Large applications get rewritten all the time.

The failure rate is pretty high, but there are also lots of successes.

Two key factors for success are:
- realistic approach: realistic scope, realistic time frame and
   realistic budget
- good team - latest and greatest development methodology can not
   make a bad team succeed - people with skills and experience are
   needed for big projects

The idea of a 1:1 port is usually bad. Yes - you can implement the
exact same flow of your Cobol application in Java/C++/Go/C#,
but that only solves a language problem not an architecture problem.
You need to re-architect the solution: from ISAM to RDBMS,
from vertical app scaling to horizontal app scaling, from 5x16 to
7x24 operations etc..

And that is the problem with the incremental rewrite - it lean
more to existing architecture than changing architecture.
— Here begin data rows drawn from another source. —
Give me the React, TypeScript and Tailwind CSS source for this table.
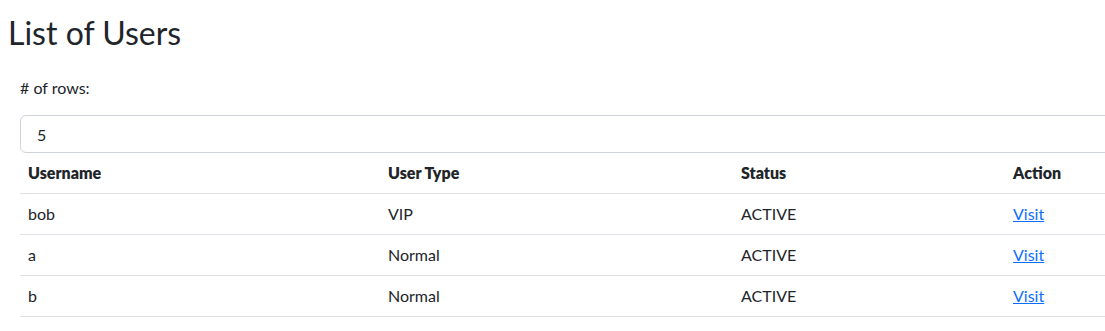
import { useState } from "react";

type User = {
  username: string;
  userType: string;
  status: string;
};

const users: User[] = [
  { username: "bob", userType: "VIP", status: "ACTIVE" },
  { username: "a", userType: "Normal", status: "ACTIVE" },
  { username: "b", userType: "Normal", status: "ACTIVE" },
];

export default function App() {
  const [rows, setRows] = useState("5");

  return (
    <div className="w-screen overflow-hidden bg-white text-[#212529] font-['Lato',sans-serif]">
      <div className="w-[1160px] pt-[14px] pl-2">
        <h1 className="text-[32px] leading-[1.2] font-normal">List of Users</h1>
        <div className="pl-3 mt-[24px]">
          <label className="block text-base leading-6">
            # of rows:
          </label>
          <input
            value={rows}
            onChange={(e) => setRows(e.target.value)}
            className="mt-[15px] block h-[38px] w-full rounded-[6px] border border-[#ced4da] px-4 text-base outline-none"
          />
          <table className="w-full border-collapse text-left text-base">
            <thead>
              <tr className="border-b border-[#dee2e6]">
                <th className="w-[360px] px-2 py-2 leading-6 font-extrabold">Username</th>
                <th className="w-[353px] px-2 py-2 leading-6 font-extrabold">User Type</th>
                <th className="w-[272px] px-2 py-2 leading-6 font-extrabold">Status</th>
                <th className="px-2 py-2 leading-6 font-extrabold">Action</th>
              </tr>
            </thead>
            <tbody>
              {users.map((u) => (
                <tr key={u.username} className="border-b border-[#dee2e6]">
                  <td className="px-2 py-2 leading-6">{u.username}</td>
                  <td className="px-2 py-2 leading-6">{u.userType}</td>
                  <td className="px-2 py-2 leading-6">{u.status}</td>
                  <td className="px-2 py-2 leading-6">
                    <a href="#" className="text-[#0d6efd] underline">
                      Visit
                    </a>
                  </td>
                </tr>
              ))}
            </tbody>
          </table>
        </div>
      </div>
    </div>
  );
}
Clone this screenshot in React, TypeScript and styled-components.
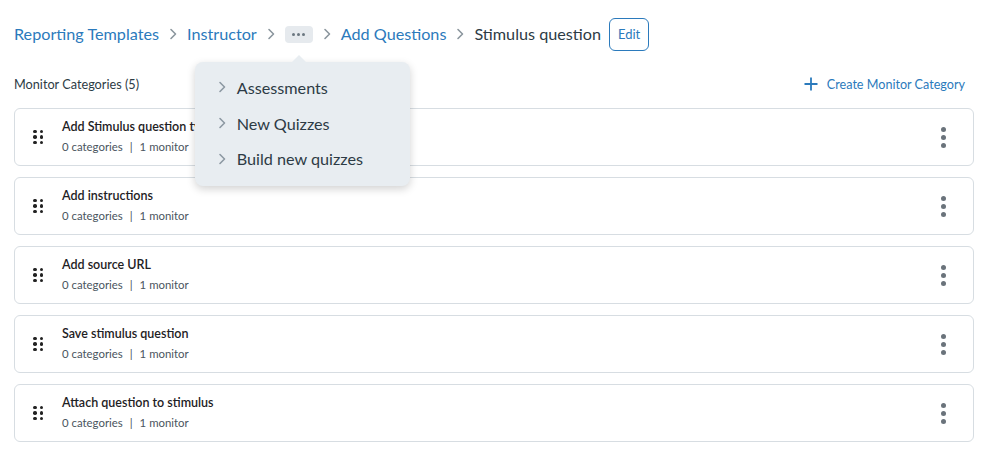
import React from "react";
import styled, { createGlobalStyle } from "styled-components";

const GlobalStyle = createGlobalStyle`
  html, body {
    margin: 0;
    padding: 0;
    background: #ffffff;
    font-family: Lato, "Noto Sans", sans-serif;
    color: #2d3b45;
  }
`;

const Page = styled.div`
  width: 998px;
  height: 457px;
  box-sizing: border-box;
  padding: 17px 24px 0 14px;
  position: relative;
  overflow: hidden;
`;

const Breadcrumbs = styled.nav`
  display: flex;
  align-items: center;
  height: 34px;
  font-size: 16.2px;
`;

const Crumb = styled.a`
  color: #2b7abc;
  text-decoration: none;
  line-height: 1;
`;

const Current = styled.span`
  color: #2d3b45;
  line-height: 1;
`;

const Sep = styled.span`
  display: inline-flex;
  width: 28px;
  justify-content: center;
  color: #8b969e;
`;

const EllipsisWrap = styled.span`
  position: relative;
  display: inline-flex;
`;

const EllipsisButton = styled.button`
  width: 28px;
  height: 17px;
  border: none;
  border-radius: 4px;
  background: #e6eaee;
  display: inline-flex;
  align-items: center;
  justify-content: center;
  gap: 2px;
  padding: 0;
  & span {
    width: 3px;
    height: 3px;
    border-radius: 50%;
    background: #6b7780;
  }
`;

const Menu = styled.div`
  position: absolute;
  top: 36px;
  left: -90px;
  width: 215px;
  height: 124px;
  box-sizing: border-box;
  background: #e8edf1;
  border-radius: 8px;
  box-shadow: 0 3px 8px rgba(0, 0, 0, 0.18);
  padding: 8px 0 0 21px;
  z-index: 5;
  &::before {
    content: "";
    position: absolute;
    top: -7px;
    left: 97px;
    border-left: 7px solid transparent;
    border-right: 7px solid transparent;
    border-bottom: 7px solid #e8edf1;
  }
`;

const MenuItem = styled.div`
  display: flex;
  align-items: center;
  height: 35.7px;
  font-size: 16.2px;
  color: #2d3b45;
  gap: 9px;
`;

const EditButton = styled.button`
  margin-left: 8px;
  height: 33px;
  padding: 0 8px;
  border: 1px solid #2b7abc;
  border-radius: 6px;
  background: #fff;
  color: #2b7abc;
  font-family: Lato, sans-serif;
  font-size: 13px;
`;

const HeaderRow = styled.div`
  display: flex;
  justify-content: space-between;
  align-items: center;
  margin-top: 23px;
  height: 20px;
`;

const SectionTitle = styled.h2`
  margin: 0;
  font-size: 12.7px;
  font-weight: 400;
  color: #2d3b45;
`;

const CreateLink = styled.a`
  display: flex;
  align-items: center;
  gap: 9px;
  color: #2b7abc;
  font-size: 12.6px;
  margin-right: 9px;
`;

const List = styled.div`
  display: flex;
  flex-direction: column;
  gap: 11px;
  margin-top: 14px;
`;

const Card = styled.div`
  display: flex;
  align-items: center;
  height: 58px;
  box-sizing: border-box;
  border: 1px solid #d7dde2;
  border-radius: 6px;
  padding: 0 27px 3px 18px;
`;

const Handle = styled.div`
  display: grid;
  grid-template-columns: 3.5px 3.5px;
  gap: 2px 3px;
  margin: 3px 19px 0 0;
  & span {
    width: 3.5px;
    height: 3.5px;
    border-radius: 50%;
    background: #222;
  }
`;

const Info = styled.div`
  flex: 1;
  display: flex;
  flex-direction: column;
  gap: 6px;
`;

const Title = styled.div`
  font-size: 12.5px;
  font-weight: 600;
  color: #1e2124;
`;

const Meta = styled.div`
  font-size: 11.4px;
  color: #4a555e;
  & b {
    font-weight: 400;
    margin: 0 7px;
  }
`;

const Kebab = styled.div`
  display: flex;
  flex-direction: column;
  gap: 3px;
  margin-top: 3px;
  & span {
    width: 5px;
    height: 5px;
    border-radius: 50%;
    background: #6a737b;
  }
`;

const Chevron = ({ color = "#8b969e", size = 12 }: { color?: string; size?: number }) => (
  <svg width={size} height={size} viewBox="0 0 12 12" fill="none">
    <path d="M4 1.5 L8.5 6 L4 10.5" stroke={color} strokeWidth="1.6" strokeLinecap="round" strokeLinejoin="round" />
  </svg>
);

const items = [
  "Add Stimulus question type",
  "Add instructions",
  "Add source URL",
  "Save stimulus question",
  "Attach question to stimulus",
];

export default function App() {
  return (
    <>
      <GlobalStyle />
      <Page>
        <Breadcrumbs>
          <Crumb>Reporting Templates</Crumb>
          <Sep><Chevron /></Sep>
          <Crumb>Instructor</Crumb>
          <Sep><Chevron /></Sep>
          <EllipsisWrap>
            <EllipsisButton>
              <span />
              <span />
              <span />
            </EllipsisButton>
            <Menu>
              {["Assessments", "New Quizzes", "Build new quizzes"].map((m) => (
                <MenuItem key={m}>
                  <Chevron color="#8d99a3" size={12} />
                  {m}
                </MenuItem>
              ))}
            </Menu>
          </EllipsisWrap>
          <Sep><Chevron /></Sep>
          <Crumb>Add Questions</Crumb>
          <Sep><Chevron /></Sep>
          <Current>Stimulus question</Current>
          <EditButton>Edit</EditButton>
        </Breadcrumbs>
        <HeaderRow>
          <SectionTitle>Monitor Categories (5)</SectionTitle>
          <CreateLink>
            <svg width="14" height="14" viewBox="0 0 14 14">
              <path d="M7 0.5 V13.5 M0.5 7 H13.5" stroke="#2b7abc" strokeWidth="1.8" />
            </svg>
            Create Monitor Category
          </CreateLink>
        </HeaderRow>
        <List>
          {items.map((t) => (
            <Card key={t}>
              <Handle>
                {Array.from({ length: 6 }).map((_, i) => (
                  <span key={i} />
                ))}
              </Handle>
              <Info>
                <Title>{t}</Title>
                <Meta>
                  0 categories<b>|</b>1 monitor
                </Meta>
              </Info>
              <Kebab>
                <span />
                <span />
                <span />
              </Kebab>
            </Card>
          ))}
        </List>
      </Page>
    </>
  );
}
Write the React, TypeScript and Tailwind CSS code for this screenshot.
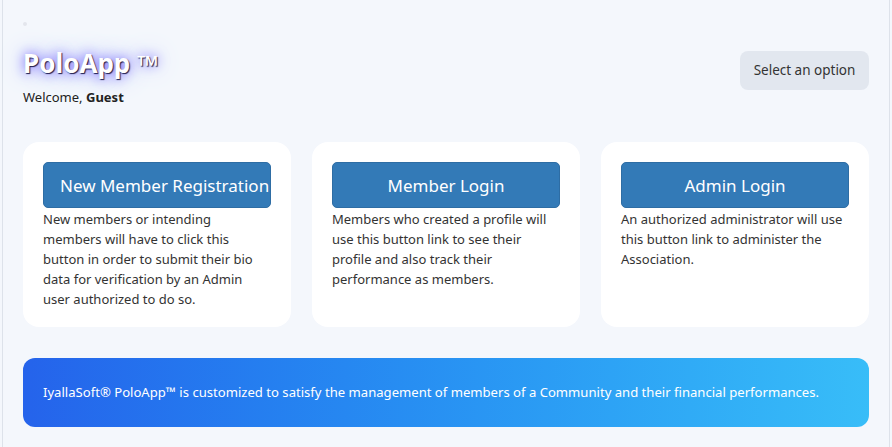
import React from 'react'

const cards = [
  {
    title: 'New Member Registration',
    text: 'New members or intending members will have to click this button in order to submit their bio data for verification by an Admin user authorized to do so.',
  },
  {
    title: 'Member Login',
    text: 'Members who created a profile will use this button link to see their profile and also track their performance as members.',
  },
  {
    title: 'Admin Login',
    text: 'An authorized administrator will use this button link to administer the Association.',
  },
]

const App: React.FC = () => {
  return (
    <div className="min-h-screen bg-[#f4f7fc] font-['Segoe_UI','Noto_Sans',sans-serif] text-[#333]">
      <div className="ml-[2px] mr-[2px] min-h-screen border-x border-[#dde2ea] px-[20px] pt-[22px] pb-5">
        {/* broken logo placeholder */}
        <div className="h-[4px] w-[4px] rounded-full bg-[#e3e6ec]" />

        {/* Header */}
        <div className="mt-[21px] flex items-start justify-between">
          <div>
            <h1 className="h-[32px] text-[26px] font-bold leading-[32px] text-white [text-shadow:1px_1px_1px_#1e1b4b,0_0_12px_#6d5dfc,0_0_26px_#a5b4fc]">
              PoloApp <span className="relative top-[3px] text-[28px] leading-[26px]">™</span>
            </h1>
            <p className="mt-[10px] text-[13px] leading-[16px] text-[#222]">
              Welcome, <strong className="font-bold">Guest</strong>
            </p>
          </div>
          <button className="mt-[4px] h-[39px] w-[129px] rounded-lg bg-[#e2e7ef] text-[13.5px] text-[#333]">
            Select an option
          </button>
        </div>

        {/* Cards */}
        <div className="mt-[37px] grid grid-cols-3 gap-[21px]">
          {cards.map((c) => (
            <div key={c.title} className="h-[185px] rounded-2xl bg-white px-5 pt-5">
              <button className="h-[46px] w-full rounded-[5px] border border-[#2e6da4] bg-[#337ab7] px-[16px] text-center text-[17px] leading-none text-white whitespace-nowrap">
                {c.title}
              </button>
              <p className="mt-[1px] text-[13px] leading-[20px] text-[#333]">{c.text}</p>
            </div>
          ))}
        </div>

        {/* Banner */}
        <div className="mt-[31px] flex h-[69px] items-center rounded-xl bg-gradient-to-r from-[#2563eb] to-[#38bdf8] px-5">
          <p className="text-[13.1px] text-white">
            IyallaSoft® PoloApp™ is customized to satisfy the management of members of a Community and their financial performances.
          </p>
        </div>
      </div>
    </div>
  )
}

export default App
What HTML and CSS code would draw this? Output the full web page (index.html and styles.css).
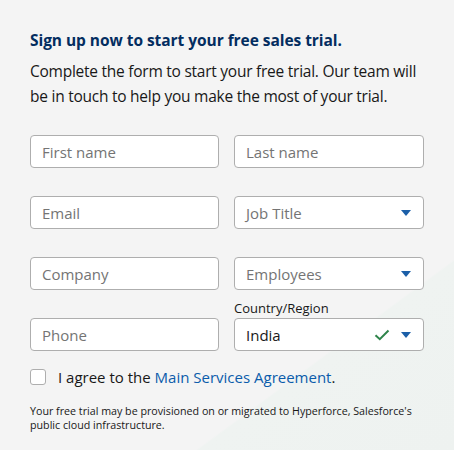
FILE: index.html
```html
<!DOCTYPE html>
<html lang="en">
<head>
<meta charset="utf-8">
<link rel="stylesheet" href="styles.css">
</head>
<body>
<div class="page">
  <form class="form">
    <h1 class="title">Sign up now to start your free sales trial.</h1>
    <p class="intro">Complete the form to start your free trial. Our team will be in touch to help you make the most of your trial.</p>
    <div class="grid">
      <div class="field"><div class="input placeholder">First name</div></div>
      <div class="field"><div class="input placeholder">Last name</div></div>
      <div class="field"><div class="input placeholder">Email</div></div>
      <div class="field"><div class="input select placeholder">Job Title<span class="caret"></span></div></div>
      <div class="field"><div class="input placeholder">Company</div></div>
      <div class="field"><div class="input select placeholder">Employees<span class="caret"></span></div></div>
      <div class="field"><div class="input placeholder">Phone</div></div>
      <div class="field labeled">
        <label class="label">Country/Region</label>
        <div class="input select value">India
          <svg class="check" width="16" height="12" viewBox="0 0 16 12"><path d="M1.5 6.2 L5.8 10.2 L14.5 1.5" fill="none" stroke="#2e844a" stroke-width="2"/></svg>
          <span class="caret"></span>
        </div>
      </div>
    </div>
    <div class="agree">
      <span class="box"></span>
      <span class="agree-text">I agree to the <a class="link">Main Services Agreement</a>.</span>
    </div>
    <p class="fine">Your free trial may be provisioned on or migrated to Hyperforce, Salesforce's public cloud infrastructure.</p>
  </form>
</div>
</body>
</html>
```
FILE: styles.css
```css
html, body {
  margin: 0;
  padding: 0;
}
body {
  width: 454px;
  height: 450px;
  overflow: hidden;
  background: #f4f4f4;
  font-family: "Open Sans", "Noto Sans", sans-serif;
}
.page {
  height: 450px;
  background: linear-gradient(143.6deg, #f4f4f4 0%, #f4f4f4 75.7%, #eff3f1 76%, #eef2f0 100%);
}
.form {
  padding: 29px 30px 0 30px;
}
.title {
  margin: 0;
  font-size: 15.5px;
  font-weight: 700;
  color: #032d60;
  line-height: 22px;
  letter-spacing: -0.05px;
}
.intro {
  margin: 8px 0 0 0;
  font-size: 15.5px;
  line-height: 25px;
  color: #181818;
  letter-spacing: -0.25px;
}
.grid {
  margin-top: 26px;
  display: grid;
  grid-template-columns: 189px 190px;
  column-gap: 15px;
  row-gap: 28px;
  align-items: end;
}
.field {
  display: flex;
  flex-direction: column;
}
.labeled {
  margin-top: -50px;
}
.label {
  font-size: 13px;
  color: #181818;
  line-height: 18px;
  margin-bottom: 1px;
}
.input {
  box-sizing: border-box;
  height: 33px;
  border: 1px solid #aeaeae;
  border-radius: 4px;
  background: #fff;
  display: flex;
  align-items: center;
  padding: 0 11px;
  font-size: 15px;
}
.placeholder {
  color: #747474;
}
.value {
  color: #181818;
}
.select {
  position: relative;
}
.caret {
  position: absolute;
  right: 12px;
  top: 13px;
  width: 0;
  height: 0;
  border-left: 5px solid transparent;
  border-right: 5px solid transparent;
  border-top: 6px solid #1b5fa8;
}
.check {
  position: absolute;
  right: 33px;
  top: 10px;
}
.agree {
  margin-top: 16px;
  display: flex;
  align-items: center;
  gap: 12px;
}
.box {
  box-sizing: border-box;
  width: 16px;
  height: 16px;
  border: 1px solid #aeaeae;
  border-radius: 3px;
  background: #fff;
}
.agree-text {
  font-size: 15px;
  color: #181818;
}
.link {
  color: #0b5cab;
  text-decoration: none;
}
.fine {
  margin: 17px 0 0 0;
  font-size: 10.7px;
  line-height: 14px;
  color: #181818;
}
```
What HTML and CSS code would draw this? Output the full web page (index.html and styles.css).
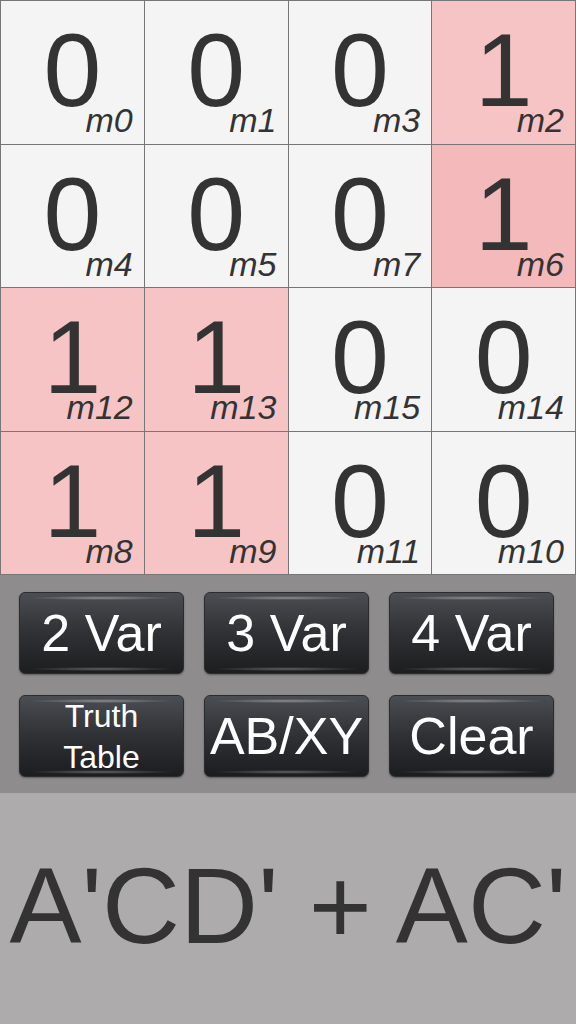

The
strangler pattern is rarely practical to implement.

As an example of a success story Morgan Stanley recently told
that they rewrote 9 million lines of Cobol using a LLM. But smart
people - they did not let the LLM auto-convert the code (that
would likely have resulted in a big mess) - instead they
let the LLM document the code and produce requirements for the
new code.

> Reworking a project of the scale of OpenVMS — easily a decade-long 
> freeze — and for little benefit to VSI.

True. It is difficult to see the business case for that.